MegMeg, I'm going to focus on the cosleeping, which may be irrelevant to others here and a bit of a tangent. I just wanted to validate your frustration, as you underlined the cosleeping issue particularly.

For full disclosure, I'm of the opinion that most pursuits should be child led, so you have full commiseration from me as a fellow co-sleeper. As with almost anything personal, I believe the decision is one made based on individual needs and a parents' expert assessment of his/her child's needs.

I type this with my 15mo son nestled against me, his hands holding onto my hair. He has a cold and has woken to nurse 4 times in the last hour. Even when healthy, he physically needs my presence to self-regulate and can't settle unless nursing or being carried. I accept that. I receive criticism for this practice--even from my husband--but my total immersion in my son's life makes me the best qualified individual to assess my son's needs. Full stop.
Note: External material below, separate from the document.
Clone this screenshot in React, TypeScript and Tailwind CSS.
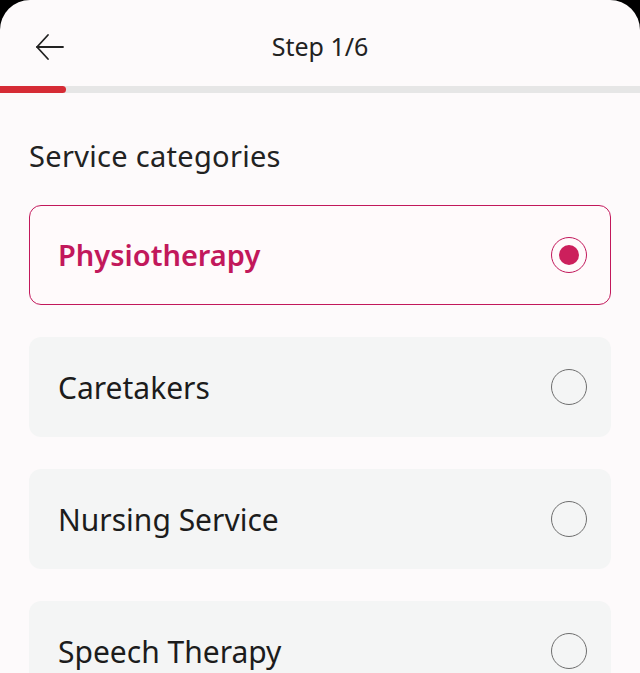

While I would prefer more autonomy during his sleep to pursue my own interests, I see our attachment as both mutually nurturing and as a relatively small investment in his overall development. We are from an age where it is common to seek fulfillment for our deepest needs with materialism, rather than intimacy and love. Naturally, views on co-sleeping have become perverted in a climate with a morally compromised mindset.

End commiserating rant.



What is to give light must endure burning.